>> BEGIN DATA SHOWN
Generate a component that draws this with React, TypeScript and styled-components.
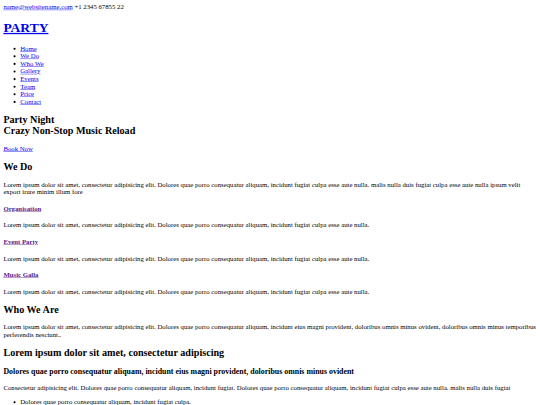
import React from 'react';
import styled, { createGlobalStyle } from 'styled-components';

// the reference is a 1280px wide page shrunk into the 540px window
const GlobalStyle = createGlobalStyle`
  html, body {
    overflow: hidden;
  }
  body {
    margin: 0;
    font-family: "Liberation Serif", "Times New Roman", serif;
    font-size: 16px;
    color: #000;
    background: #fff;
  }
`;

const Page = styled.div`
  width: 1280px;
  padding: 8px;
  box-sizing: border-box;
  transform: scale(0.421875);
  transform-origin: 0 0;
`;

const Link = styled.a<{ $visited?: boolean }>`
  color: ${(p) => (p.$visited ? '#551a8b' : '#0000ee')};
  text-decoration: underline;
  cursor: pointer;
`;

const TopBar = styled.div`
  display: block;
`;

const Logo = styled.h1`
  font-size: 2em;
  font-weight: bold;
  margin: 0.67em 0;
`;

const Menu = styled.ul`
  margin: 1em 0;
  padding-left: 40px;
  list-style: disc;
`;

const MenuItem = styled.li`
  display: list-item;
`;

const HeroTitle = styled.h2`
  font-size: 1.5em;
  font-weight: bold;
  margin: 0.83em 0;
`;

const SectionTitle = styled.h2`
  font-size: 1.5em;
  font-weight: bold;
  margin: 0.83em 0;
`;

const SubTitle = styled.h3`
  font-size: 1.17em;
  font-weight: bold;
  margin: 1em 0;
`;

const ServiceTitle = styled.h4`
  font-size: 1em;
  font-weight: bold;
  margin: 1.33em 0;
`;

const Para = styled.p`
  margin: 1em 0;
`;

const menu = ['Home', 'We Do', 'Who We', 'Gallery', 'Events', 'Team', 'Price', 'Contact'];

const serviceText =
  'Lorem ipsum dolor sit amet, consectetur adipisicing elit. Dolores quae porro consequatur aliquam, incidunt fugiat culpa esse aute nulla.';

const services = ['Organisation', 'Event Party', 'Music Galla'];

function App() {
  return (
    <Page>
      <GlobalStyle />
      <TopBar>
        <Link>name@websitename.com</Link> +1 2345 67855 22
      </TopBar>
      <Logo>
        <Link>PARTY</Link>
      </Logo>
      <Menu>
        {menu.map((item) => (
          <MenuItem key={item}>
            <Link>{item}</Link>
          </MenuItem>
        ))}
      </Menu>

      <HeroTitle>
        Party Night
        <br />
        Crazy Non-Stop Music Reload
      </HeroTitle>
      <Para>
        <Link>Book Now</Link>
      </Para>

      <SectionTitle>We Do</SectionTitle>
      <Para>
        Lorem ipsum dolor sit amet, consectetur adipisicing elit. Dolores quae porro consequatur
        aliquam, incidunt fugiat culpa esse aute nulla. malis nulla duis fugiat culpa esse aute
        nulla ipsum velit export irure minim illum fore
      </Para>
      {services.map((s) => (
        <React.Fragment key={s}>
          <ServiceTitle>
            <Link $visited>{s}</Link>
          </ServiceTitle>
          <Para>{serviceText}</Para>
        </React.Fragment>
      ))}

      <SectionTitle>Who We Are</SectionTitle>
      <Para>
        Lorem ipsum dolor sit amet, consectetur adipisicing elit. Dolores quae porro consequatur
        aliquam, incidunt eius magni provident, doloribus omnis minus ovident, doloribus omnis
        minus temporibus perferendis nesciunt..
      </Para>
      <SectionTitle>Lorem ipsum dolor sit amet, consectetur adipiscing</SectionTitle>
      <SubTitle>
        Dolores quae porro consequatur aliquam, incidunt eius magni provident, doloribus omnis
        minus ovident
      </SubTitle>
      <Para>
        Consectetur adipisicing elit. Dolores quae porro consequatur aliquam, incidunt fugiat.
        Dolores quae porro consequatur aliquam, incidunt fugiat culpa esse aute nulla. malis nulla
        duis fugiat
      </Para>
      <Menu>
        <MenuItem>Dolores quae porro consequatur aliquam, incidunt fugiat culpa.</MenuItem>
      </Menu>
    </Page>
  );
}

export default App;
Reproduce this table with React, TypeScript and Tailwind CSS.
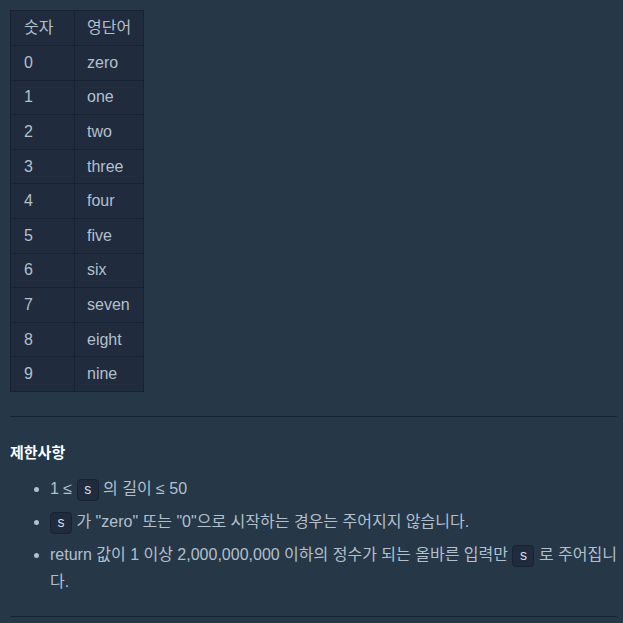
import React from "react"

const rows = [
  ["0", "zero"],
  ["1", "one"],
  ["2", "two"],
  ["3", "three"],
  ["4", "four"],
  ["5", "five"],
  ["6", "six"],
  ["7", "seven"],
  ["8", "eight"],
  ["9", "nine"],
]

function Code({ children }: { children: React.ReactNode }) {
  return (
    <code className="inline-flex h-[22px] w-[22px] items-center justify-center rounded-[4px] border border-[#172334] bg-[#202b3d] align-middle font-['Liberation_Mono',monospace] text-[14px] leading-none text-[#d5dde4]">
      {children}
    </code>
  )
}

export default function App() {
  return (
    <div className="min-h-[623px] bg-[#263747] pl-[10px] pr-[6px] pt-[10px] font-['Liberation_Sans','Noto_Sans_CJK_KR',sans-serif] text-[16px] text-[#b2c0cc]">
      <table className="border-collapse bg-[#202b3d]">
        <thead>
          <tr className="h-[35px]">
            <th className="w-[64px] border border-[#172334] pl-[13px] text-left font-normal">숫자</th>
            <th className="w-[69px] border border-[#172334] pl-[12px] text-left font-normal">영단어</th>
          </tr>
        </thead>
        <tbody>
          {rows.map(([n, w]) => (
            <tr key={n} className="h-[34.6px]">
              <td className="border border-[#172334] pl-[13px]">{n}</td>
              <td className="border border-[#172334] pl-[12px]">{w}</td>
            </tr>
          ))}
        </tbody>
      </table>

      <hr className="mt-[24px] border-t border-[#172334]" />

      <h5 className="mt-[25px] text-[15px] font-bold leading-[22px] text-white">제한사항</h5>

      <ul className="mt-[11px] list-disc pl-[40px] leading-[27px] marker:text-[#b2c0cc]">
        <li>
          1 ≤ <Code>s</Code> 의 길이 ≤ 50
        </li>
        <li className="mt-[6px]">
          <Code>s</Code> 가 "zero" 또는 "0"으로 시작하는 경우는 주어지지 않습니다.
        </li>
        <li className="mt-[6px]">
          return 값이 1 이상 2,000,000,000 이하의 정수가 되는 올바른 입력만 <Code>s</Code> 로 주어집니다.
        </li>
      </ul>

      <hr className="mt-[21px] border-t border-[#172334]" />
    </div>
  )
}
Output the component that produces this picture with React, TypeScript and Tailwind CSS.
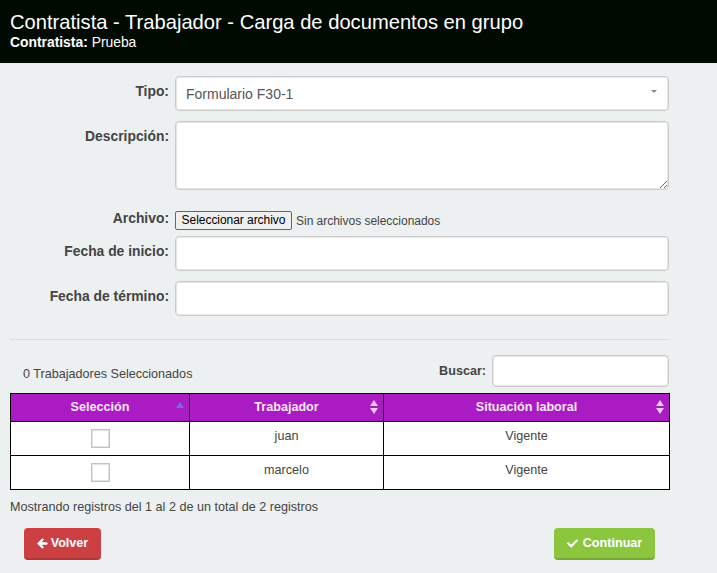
>> END DATA SHOWN
*WHAT IS ASKED*:
Print the records above exactly as they stand, but leave out the pictures.

*RESULT*:
Generate a component that draws this with React, TypeScript and styled-components.
import React from 'react';
import styled, { createGlobalStyle } from 'styled-components';

// the reference is a 1280px wide page shrunk into the 540px window
const GlobalStyle = createGlobalStyle`
  html, body {
    overflow: hidden;
  }
  body {
    margin: 0;
    font-family: "Liberation Serif", "Times New Roman", serif;
    font-size: 16px;
    color: #000;
    background: #fff;
  }
`;

const Page = styled.div`
  width: 1280px;
  padding: 8px;
  box-sizing: border-box;
  transform: scale(0.421875);
  transform-origin: 0 0;
`;

const Link = styled.a<{ $visited?: boolean }>`
  color: ${(p) => (p.$visited ? '#551a8b' : '#0000ee')};
  text-decoration: underline;
  cursor: pointer;
`;

const TopBar = styled.div`
  display: block;
`;

const Logo = styled.h1`
  font-size: 2em;
  font-weight: bold;
  margin: 0.67em 0;
`;

const Menu = styled.ul`
  margin: 1em 0;
  padding-left: 40px;
  list-style: disc;
`;

const MenuItem = styled.li`
  display: list-item;
`;

const HeroTitle = styled.h2`
  font-size: 1.5em;
  font-weight: bold;
  margin: 0.83em 0;
`;

const SectionTitle = styled.h2`
  font-size: 1.5em;
  font-weight: bold;
  margin: 0.83em 0;
`;

const SubTitle = styled.h3`
  font-size: 1.17em;
  font-weight: bold;
  margin: 1em 0;
`;

const ServiceTitle = styled.h4`
  font-size: 1em;
  font-weight: bold;
  margin: 1.33em 0;
`;

const Para = styled.p`
  margin: 1em 0;
`;

const menu = ['Home', 'We Do', 'Who We', 'Gallery', 'Events', 'Team', 'Price', 'Contact'];

const serviceText =
  'Lorem ipsum dolor sit amet, consectetur adipisicing elit. Dolores quae porro consequatur aliquam, incidunt fugiat culpa esse aute nulla.';

const services = ['Organisation', 'Event Party', 'Music Galla'];

function App() {
  return (
    <Page>
      <GlobalStyle />
      <TopBar>
        <Link>name@websitename.com</Link> +1 2345 67855 22
      </TopBar>
      <Logo>
        <Link>PARTY</Link>
      </Logo>
      <Menu>
        {menu.map((item) => (
          <MenuItem key={item}>
            <Link>{item}</Link>
          </MenuItem>
        ))}
      </Menu>

      <HeroTitle>
        Party Night
        <br />
        Crazy Non-Stop Music Reload
      </HeroTitle>
      <Para>
        <Link>Book Now</Link>
      </Para>

      <SectionTitle>We Do</SectionTitle>
      <Para>
        Lorem ipsum dolor sit amet, consectetur adipisicing elit. Dolores quae porro consequatur
        aliquam, incidunt fugiat culpa esse aute nulla. malis nulla duis fugiat culpa esse aute
        nulla ipsum velit export irure minim illum fore
      </Para>
      {services.map((s) => (
        <React.Fragment key={s}>
          <ServiceTitle>
            <Link $visited>{s}</Link>
          </ServiceTitle>
          <Para>{serviceText}</Para>
        </React.Fragment>
      ))}

      <SectionTitle>Who We Are</SectionTitle>
      <Para>
        Lorem ipsum dolor sit amet, consectetur adipisicing elit. Dolores quae porro consequatur
        aliquam, incidunt eius magni provident, doloribus omnis minus ovident, doloribus omnis
        minus temporibus perferendis nesciunt..
      </Para>
      <SectionTitle>Lorem ipsum dolor sit amet, consectetur adipiscing</SectionTitle>
      <SubTitle>
        Dolores quae porro consequatur aliquam, incidunt eius magni provident, doloribus omnis
        minus ovident
      </SubTitle>
      <Para>
        Consectetur adipisicing elit. Dolores quae porro consequatur aliquam, incidunt fugiat.
        Dolores quae porro consequatur aliquam, incidunt fugiat culpa esse aute nulla. malis nulla
        duis fugiat
      </Para>
      <Menu>
        <MenuItem>Dolores quae porro consequatur aliquam, incidunt fugiat culpa.</MenuItem>
      </Menu>
    </Page>
  );
}

export default App;
Reproduce this table with React, TypeScript and Tailwind CSS.
import React from "react"

const rows = [
  ["0", "zero"],
  ["1", "one"],
  ["2", "two"],
  ["3", "three"],
  ["4", "four"],
  ["5", "five"],
  ["6", "six"],
  ["7", "seven"],
  ["8", "eight"],
  ["9", "nine"],
]

function Code({ children }: { children: React.ReactNode }) {
  return (
    <code className="inline-flex h-[22px] w-[22px] items-center justify-center rounded-[4px] border border-[#172334] bg-[#202b3d] align-middle font-['Liberation_Mono',monospace] text-[14px] leading-none text-[#d5dde4]">
      {children}
    </code>
  )
}

export default function App() {
  return (
    <div className="min-h-[623px] bg-[#263747] pl-[10px] pr-[6px] pt-[10px] font-['Liberation_Sans','Noto_Sans_CJK_KR',sans-serif] text-[16px] text-[#b2c0cc]">
      <table className="border-collapse bg-[#202b3d]">
        <thead>
          <tr className="h-[35px]">
            <th className="w-[64px] border border-[#172334] pl-[13px] text-left font-normal">숫자</th>
            <th className="w-[69px] border border-[#172334] pl-[12px] text-left font-normal">영단어</th>
          </tr>
        </thead>
        <tbody>
          {rows.map(([n, w]) => (
            <tr key={n} className="h-[34.6px]">
              <td className="border border-[#172334] pl-[13px]">{n}</td>
              <td className="border border-[#172334] pl-[12px]">{w}</td>
            </tr>
          ))}
        </tbody>
      </table>

      <hr className="mt-[24px] border-t border-[#172334]" />

      <h5 className="mt-[25px] text-[15px] font-bold leading-[22px] text-white">제한사항</h5>

      <ul className="mt-[11px] list-disc pl-[40px] leading-[27px] marker:text-[#b2c0cc]">
        <li>
          1 ≤ <Code>s</Code> 의 길이 ≤ 50
        </li>
        <li className="mt-[6px]">
          <Code>s</Code> 가 "zero" 또는 "0"으로 시작하는 경우는 주어지지 않습니다.
        </li>
        <li className="mt-[6px]">
          return 값이 1 이상 2,000,000,000 이하의 정수가 되는 올바른 입력만 <Code>s</Code> 로 주어집니다.
        </li>
      </ul>

      <hr className="mt-[21px] border-t border-[#172334]" />
    </div>
  )
}
Output the component that produces this picture with React, TypeScript and Tailwind CSS.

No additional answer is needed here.